LANCASTER — Garrard Circuit Judge Hunter Daugherty heard it from both sides Friday before deciding the fate of Tyler Brock.
Brock’s attorney, Gary Crabtree, painted an idyllic picture of his client as valedictorian and star athlete at his high school who had completed 3 1⁄2 years of college with high marks and had designs on becoming a game warden or park ranger. Brock never had been arrested, Crabtree said, and has “tremendous support of family and friends” back in Laurel County, many of whom were in the courtroom.
“We’re talking about one day in his life that was an aberration,” Crabtree told Daugherty.
That “one day” was June 12, 2011, when Brock repeatedly beat and kicked severely handicapped Shaun Akridge, 35, to death inside a group home in Paint Lick where Akridge was a resident and Brock worked as a “caregiver.”

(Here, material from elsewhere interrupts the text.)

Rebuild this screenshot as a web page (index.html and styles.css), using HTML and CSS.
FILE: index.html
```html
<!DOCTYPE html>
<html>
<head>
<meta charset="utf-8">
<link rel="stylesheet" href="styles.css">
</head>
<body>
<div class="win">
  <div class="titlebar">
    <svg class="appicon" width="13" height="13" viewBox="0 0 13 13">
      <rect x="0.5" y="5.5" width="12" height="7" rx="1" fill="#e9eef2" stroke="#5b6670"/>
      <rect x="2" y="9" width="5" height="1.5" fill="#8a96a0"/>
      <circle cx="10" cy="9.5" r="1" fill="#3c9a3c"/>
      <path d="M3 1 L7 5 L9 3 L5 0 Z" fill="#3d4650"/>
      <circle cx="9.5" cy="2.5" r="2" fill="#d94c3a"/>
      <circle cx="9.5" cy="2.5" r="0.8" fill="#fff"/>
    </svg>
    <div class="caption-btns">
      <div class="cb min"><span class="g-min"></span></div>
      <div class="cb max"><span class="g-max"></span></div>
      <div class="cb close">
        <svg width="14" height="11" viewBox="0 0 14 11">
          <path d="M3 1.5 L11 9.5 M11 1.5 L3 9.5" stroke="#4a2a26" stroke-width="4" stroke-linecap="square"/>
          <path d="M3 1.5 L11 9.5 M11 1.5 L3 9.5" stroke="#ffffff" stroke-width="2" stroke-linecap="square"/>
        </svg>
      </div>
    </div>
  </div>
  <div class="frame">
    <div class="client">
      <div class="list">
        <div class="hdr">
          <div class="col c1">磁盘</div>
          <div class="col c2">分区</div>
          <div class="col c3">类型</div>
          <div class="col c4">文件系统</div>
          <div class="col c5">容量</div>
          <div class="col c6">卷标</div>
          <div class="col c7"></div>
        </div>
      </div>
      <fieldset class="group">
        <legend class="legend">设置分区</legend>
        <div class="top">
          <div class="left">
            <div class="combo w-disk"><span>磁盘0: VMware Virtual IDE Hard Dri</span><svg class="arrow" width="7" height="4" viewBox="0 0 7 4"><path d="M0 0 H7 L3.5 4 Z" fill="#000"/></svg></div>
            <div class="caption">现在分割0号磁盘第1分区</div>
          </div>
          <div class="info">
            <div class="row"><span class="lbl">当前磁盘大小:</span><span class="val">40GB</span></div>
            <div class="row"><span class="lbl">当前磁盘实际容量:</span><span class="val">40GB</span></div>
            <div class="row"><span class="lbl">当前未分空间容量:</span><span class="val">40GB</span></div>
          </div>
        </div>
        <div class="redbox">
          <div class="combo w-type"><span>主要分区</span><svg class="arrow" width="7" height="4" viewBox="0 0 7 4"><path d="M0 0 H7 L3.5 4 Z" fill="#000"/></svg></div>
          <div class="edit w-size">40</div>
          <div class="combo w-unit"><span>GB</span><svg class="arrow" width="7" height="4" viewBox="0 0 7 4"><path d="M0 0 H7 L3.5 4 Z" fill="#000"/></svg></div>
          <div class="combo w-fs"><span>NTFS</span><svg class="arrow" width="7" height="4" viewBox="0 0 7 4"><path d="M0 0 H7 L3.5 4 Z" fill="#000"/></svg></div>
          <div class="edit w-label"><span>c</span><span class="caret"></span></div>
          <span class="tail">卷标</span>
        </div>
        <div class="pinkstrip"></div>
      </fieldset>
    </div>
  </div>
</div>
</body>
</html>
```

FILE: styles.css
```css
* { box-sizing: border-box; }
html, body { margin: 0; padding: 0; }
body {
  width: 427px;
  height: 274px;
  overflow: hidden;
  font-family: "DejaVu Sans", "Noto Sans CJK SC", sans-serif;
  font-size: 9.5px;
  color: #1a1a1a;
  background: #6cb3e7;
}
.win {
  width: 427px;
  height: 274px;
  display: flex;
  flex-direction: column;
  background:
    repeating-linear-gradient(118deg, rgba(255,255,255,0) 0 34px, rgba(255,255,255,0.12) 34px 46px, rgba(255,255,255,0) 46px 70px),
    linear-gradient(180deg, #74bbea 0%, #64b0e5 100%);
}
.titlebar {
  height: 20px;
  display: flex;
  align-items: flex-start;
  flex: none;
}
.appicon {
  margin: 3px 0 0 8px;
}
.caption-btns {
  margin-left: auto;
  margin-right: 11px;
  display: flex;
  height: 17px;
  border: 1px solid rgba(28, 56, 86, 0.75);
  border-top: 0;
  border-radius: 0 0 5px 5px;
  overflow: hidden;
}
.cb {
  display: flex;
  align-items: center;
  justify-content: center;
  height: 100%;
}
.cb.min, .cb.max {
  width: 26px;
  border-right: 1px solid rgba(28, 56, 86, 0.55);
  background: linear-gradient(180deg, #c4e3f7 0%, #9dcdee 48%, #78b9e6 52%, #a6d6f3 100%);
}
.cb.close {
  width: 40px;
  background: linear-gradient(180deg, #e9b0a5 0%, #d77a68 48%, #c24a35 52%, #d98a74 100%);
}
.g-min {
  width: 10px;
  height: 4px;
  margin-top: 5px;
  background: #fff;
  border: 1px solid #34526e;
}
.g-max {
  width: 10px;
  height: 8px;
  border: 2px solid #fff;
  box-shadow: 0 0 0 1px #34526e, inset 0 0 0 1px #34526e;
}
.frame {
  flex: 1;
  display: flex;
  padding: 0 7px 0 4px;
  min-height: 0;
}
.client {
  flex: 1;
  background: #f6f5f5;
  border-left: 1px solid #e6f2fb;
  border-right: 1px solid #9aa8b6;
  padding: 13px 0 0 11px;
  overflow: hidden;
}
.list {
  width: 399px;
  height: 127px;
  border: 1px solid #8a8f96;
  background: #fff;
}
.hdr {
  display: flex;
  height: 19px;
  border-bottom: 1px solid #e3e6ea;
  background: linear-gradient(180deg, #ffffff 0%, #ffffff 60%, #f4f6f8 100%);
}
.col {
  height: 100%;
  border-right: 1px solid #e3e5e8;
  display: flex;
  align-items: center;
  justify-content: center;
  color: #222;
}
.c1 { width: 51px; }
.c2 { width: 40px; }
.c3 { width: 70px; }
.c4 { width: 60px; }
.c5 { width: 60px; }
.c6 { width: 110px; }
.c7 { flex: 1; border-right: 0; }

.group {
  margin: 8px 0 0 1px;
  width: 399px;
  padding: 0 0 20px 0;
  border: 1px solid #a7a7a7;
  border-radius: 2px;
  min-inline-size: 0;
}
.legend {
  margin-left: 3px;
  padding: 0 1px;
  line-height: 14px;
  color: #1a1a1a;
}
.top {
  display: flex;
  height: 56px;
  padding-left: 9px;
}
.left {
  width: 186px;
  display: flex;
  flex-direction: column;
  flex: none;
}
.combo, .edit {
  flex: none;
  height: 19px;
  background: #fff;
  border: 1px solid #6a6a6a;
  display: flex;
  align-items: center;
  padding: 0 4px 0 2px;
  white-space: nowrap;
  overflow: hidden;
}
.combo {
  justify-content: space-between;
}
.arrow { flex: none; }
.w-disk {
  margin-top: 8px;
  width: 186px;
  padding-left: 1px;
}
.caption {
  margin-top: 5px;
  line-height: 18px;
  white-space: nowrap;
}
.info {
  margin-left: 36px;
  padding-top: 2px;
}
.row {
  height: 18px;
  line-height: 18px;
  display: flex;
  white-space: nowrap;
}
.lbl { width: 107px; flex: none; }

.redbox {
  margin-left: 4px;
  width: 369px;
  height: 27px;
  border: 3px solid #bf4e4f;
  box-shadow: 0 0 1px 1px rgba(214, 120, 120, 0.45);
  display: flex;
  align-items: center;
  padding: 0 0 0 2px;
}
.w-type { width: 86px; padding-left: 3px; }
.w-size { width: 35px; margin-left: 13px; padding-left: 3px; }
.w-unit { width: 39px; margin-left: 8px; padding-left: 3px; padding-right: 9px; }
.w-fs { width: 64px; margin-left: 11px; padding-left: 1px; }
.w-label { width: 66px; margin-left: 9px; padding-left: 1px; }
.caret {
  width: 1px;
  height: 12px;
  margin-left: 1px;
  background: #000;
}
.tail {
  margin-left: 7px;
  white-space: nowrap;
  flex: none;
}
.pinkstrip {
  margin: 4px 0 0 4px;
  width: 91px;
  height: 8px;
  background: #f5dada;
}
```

Brock, 22, pleaded guilty last month to second-degree manslaughter in Akridge’s death and appeared Friday before Daugherty for sentencing, with 20 years the punishment recommended by Commonwealth’s Attorney Tom Lockridge. Crabtree argued that Brock’s sentence should be probated based on his otherwise storybook life, saying “the community would understand probation” in this case.
But Akridge’s brother, Wayne Akridge, provided the judge with a different perspective on Brock, calling him “a vicious animal who was supposed to protect my brother from harm.”
Wayne Akridge said his brother — who functioned at the level of a 7-year-old after being damaged in the womb by fetal alcohol poisoning and spent his adult life institutionalized — suffered in pain for four hours before he died while Brock took steps to cover his crime. Brock initially told police that another resident of the home had killed Shaun Akridge in a fight.
“First he tried to hide it and then he blamed it on another person. This shows no remorse,” Wayne Akridge said.
Wayne Akridge said autopsy results showed Shaun Akridge had injuries dating back a month before he died. Brock’s relentless beating of his brother was “no different than beating a child until he dies,” he told Daugherty.
Beginning his deliberation on the bench, the judge said, “This is one of those cases that defies explanation.”
While agreeing with Crabtree’s assessment that Brock didn’t need “correctional treatment,” Daugherty said granting probation would undermine the seriousness of the crime in the mind of the public.
“This offense is so heinous most of us can’t understand how you could do something like this,” Daugherty told Brock, who remained silent and stone-faced throughout the proceeding. “There’s a pattern of conduct where you treated him almost like a punching bag.”
After Daugherty imposed the 20-year sentence, Brock, who has been free on bond since September, was taken into custody as his family members, many in tears, filed from the courtroom.
Outside, Wayne Akridge said he was pleased with the sentence, even though Brock will be eligible for his first parole hearing in four years.
As administrator of his brother’s estate, Wayne Akridge, who lives in Bullitt County, has filed a wrongful death lawsuit against Brock and Community Ties of America, which operated the group home in Paint Lick.
Akridge said his brother had spent about 10 years at the state-operated Oakwood facility in Somerset before being transferred to the group home in Paint Lick.
Shaun Akridge was sometimes given to violent episodes at Oakwood, his brother said, questioning the wisdom of moving him to a home operated by the for-profit Community Ties, where staffing and supervision was much more lax.
“He really liked trucks, fast cars and music,” Akridge said of his brother. “He was happy if he could get those things, but he was unhappy if he couldn’t and there was some trouble. But he was loved, he was a good person. Some of the people who worked with him at Oakwood came to his funeral.”
Akridge said he never learned what caused Brock to attack his brother that day.
“All I know is that they were coming in from an outdoor activity and something happened and Shaun ended up down on all fours and he just started kicking him in the abdomen. Another employee saw it happening and just ran away,” he said.
Akridge said Brock has never apologized for his actions and said he felt that Brock and his party thought Shaun was somehow less than human because of his diminished mental capacity.
“It seems to me they are, like, ‘It was one day, it happened, now everyone needs to forget about it and move on with their lives,’” he said. “But Shaun has a family that loved him, too.”